PARKLAND, Fla. (NEWSnet/AP) — Vice President Kamala Harris on Saturday toured the classroom building where the 2018 Parkland school shooting occurred.

Following the tour, Harris announced a $750 million grant program to provide technical assistance and training to Florida and the other 20 states that have similar “red flag laws.”

The incident on Feb. 14, 2018, at Marjory Stoneman Douglas High School, killed 14 students and three staff members.

The halls and classrooms inside the three-story structure remain strewn with shoes left by fleeing students, and wilted Valentine’s Day flowers and balloons. Textbooks, laptop computers, snacks and paper remain on desks. Harris was told about each victim.
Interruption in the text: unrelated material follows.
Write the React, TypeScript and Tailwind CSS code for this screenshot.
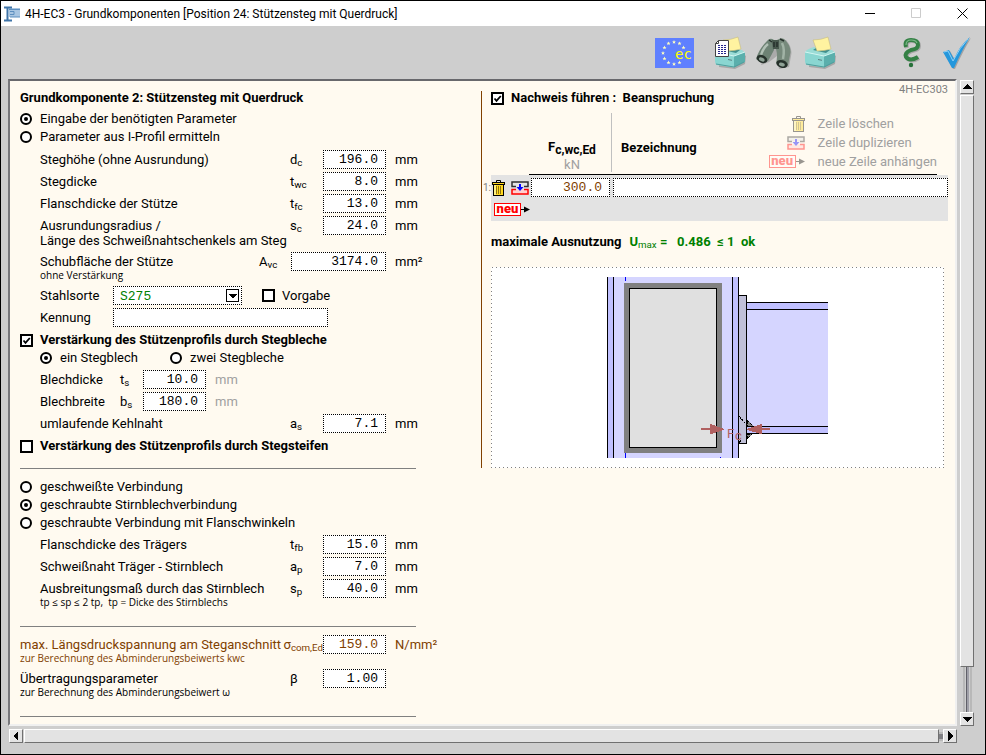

“Frozen in time,” Harris said, repeatedly. She was accompanied on the tour by victims’ family members, some of them pushing for additional spending on school safety, some backing stiffer gun laws.

Harris, who leads the White House Office of Gun Violence Prevention, said there are lessons to be learned from the shooting.

“We must be willing to have the courage to say that on every level, whether you talk about changing laws or changing practices and protocols, that we must do better,” Harris said.

At Stoneman Douglas, former student Nikolas Cruz fired about 140 shots from an AR-15-style semiautomatic rifle during a six-minute attack. He pleaded guilty in 2021, and in 2022 was sentenced to life in prison.